■ **SUPPLIED MATERIAL**:
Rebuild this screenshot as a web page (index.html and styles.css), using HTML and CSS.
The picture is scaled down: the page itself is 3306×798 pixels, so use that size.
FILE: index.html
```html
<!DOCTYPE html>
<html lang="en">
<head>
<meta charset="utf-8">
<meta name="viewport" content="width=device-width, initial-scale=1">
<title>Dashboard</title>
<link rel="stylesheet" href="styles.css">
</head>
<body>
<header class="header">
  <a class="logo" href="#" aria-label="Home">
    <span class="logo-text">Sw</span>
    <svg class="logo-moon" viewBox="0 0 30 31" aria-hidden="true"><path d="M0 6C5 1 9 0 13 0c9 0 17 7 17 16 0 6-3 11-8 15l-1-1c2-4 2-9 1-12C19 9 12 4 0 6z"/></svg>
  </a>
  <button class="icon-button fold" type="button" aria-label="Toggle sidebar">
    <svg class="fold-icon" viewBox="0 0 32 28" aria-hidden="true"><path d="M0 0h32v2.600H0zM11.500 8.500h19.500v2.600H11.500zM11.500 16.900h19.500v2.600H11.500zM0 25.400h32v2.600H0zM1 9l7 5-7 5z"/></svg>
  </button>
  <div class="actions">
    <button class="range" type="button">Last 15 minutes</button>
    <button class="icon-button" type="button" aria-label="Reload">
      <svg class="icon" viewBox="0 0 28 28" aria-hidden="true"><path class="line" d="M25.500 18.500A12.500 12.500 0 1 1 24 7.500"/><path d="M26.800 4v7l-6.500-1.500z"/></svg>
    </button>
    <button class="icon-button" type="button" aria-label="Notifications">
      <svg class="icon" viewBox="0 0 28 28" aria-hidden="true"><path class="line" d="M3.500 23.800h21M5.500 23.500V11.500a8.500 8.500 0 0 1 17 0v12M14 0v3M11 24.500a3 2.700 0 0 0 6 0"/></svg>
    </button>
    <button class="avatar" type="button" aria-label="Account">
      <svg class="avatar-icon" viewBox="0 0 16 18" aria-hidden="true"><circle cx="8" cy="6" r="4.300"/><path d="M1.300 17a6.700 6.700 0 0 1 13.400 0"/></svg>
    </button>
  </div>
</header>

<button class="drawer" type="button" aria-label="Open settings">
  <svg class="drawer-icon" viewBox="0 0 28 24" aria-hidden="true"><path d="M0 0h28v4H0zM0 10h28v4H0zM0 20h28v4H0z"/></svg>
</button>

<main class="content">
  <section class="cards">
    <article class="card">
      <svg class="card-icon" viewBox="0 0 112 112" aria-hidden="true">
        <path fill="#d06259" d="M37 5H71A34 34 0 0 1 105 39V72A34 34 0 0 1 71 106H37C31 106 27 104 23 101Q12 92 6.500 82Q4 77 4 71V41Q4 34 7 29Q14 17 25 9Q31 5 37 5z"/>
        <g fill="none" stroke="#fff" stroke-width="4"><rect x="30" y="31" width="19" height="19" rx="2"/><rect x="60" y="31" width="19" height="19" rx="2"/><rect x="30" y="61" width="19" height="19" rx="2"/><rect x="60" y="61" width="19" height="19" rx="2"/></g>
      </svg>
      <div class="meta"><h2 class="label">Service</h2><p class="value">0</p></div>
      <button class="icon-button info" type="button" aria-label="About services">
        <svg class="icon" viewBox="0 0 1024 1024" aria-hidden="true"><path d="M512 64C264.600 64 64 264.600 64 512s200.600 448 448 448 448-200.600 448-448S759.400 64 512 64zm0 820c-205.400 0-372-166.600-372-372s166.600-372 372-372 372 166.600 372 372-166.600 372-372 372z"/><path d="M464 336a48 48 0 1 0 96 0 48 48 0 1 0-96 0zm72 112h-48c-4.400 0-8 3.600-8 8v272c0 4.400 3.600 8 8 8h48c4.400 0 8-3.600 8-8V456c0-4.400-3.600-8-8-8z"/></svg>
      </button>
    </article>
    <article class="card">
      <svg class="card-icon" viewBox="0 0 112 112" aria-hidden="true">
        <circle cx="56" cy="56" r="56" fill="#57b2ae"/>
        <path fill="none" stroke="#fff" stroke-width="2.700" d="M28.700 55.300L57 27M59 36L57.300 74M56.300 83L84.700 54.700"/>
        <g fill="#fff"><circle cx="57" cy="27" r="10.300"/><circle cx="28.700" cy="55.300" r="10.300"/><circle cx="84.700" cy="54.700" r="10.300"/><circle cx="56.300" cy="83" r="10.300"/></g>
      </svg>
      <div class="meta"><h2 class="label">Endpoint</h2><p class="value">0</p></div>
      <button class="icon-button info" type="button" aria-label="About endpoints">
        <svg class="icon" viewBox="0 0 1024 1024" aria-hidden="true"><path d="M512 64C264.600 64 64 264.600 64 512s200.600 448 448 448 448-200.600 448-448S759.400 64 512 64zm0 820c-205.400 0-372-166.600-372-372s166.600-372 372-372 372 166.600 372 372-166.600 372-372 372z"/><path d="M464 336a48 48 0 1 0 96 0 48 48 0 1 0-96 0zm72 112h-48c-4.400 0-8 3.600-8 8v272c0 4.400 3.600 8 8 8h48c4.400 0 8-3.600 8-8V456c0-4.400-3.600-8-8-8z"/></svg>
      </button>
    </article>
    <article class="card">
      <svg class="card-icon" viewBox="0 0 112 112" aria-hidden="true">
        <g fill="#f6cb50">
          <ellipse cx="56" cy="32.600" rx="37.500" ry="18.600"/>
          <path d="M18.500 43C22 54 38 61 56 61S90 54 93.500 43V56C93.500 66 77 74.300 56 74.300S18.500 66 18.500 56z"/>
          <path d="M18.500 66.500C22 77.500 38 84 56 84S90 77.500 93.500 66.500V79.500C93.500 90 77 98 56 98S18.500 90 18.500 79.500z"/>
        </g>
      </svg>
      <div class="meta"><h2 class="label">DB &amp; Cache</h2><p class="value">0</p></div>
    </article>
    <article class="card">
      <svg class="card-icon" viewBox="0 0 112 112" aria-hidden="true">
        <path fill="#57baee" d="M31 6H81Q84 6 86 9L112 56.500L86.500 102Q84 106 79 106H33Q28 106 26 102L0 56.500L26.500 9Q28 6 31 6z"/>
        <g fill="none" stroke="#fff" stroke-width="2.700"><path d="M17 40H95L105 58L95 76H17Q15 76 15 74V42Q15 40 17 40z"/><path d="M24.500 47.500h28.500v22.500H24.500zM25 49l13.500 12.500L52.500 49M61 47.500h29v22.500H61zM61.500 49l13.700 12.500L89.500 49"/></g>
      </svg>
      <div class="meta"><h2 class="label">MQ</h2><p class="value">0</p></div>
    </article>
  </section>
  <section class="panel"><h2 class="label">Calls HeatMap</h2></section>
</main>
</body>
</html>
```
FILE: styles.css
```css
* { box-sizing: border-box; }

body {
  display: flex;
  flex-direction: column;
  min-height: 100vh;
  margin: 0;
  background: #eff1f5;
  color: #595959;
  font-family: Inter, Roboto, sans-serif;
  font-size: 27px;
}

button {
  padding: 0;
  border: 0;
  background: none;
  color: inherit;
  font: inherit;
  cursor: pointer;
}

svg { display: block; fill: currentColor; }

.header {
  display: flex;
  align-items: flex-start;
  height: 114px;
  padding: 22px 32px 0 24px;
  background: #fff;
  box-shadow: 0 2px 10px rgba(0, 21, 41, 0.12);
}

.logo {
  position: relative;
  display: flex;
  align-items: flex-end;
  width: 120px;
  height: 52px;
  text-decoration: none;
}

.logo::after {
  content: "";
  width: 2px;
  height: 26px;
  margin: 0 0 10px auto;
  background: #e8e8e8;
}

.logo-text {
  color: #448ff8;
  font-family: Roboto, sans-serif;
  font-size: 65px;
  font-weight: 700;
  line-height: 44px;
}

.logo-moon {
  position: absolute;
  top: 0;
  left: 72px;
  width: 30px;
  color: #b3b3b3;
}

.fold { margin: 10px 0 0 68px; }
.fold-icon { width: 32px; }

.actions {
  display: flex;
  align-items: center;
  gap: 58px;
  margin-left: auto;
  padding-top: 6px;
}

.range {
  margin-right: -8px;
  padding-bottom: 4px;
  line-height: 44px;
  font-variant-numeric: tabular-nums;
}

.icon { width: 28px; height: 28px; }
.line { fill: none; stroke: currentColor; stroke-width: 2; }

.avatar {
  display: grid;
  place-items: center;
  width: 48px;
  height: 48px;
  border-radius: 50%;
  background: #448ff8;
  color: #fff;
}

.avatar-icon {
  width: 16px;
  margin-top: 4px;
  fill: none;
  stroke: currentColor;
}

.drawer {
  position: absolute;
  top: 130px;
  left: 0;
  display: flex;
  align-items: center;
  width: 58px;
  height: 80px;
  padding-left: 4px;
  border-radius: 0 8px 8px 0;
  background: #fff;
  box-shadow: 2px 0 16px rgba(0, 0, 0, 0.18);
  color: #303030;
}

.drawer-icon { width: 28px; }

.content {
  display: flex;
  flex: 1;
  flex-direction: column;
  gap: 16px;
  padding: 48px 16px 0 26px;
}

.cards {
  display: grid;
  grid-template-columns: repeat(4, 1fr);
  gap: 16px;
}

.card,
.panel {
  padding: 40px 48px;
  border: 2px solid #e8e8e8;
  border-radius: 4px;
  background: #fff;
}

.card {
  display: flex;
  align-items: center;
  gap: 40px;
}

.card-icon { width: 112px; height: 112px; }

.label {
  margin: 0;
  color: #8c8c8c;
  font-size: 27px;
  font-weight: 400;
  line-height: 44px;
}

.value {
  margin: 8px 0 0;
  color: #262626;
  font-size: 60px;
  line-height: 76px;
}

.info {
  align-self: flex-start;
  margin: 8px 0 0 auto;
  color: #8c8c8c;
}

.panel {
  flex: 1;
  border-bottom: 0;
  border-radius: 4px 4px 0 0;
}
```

■ **TASK**: In the listing, find every line containing the word "index" and list it.

■ **TASK OUTPUT**:
Rebuild this screenshot as a web page (index.html and styles.css), using HTML and CSS.
FILE: index.html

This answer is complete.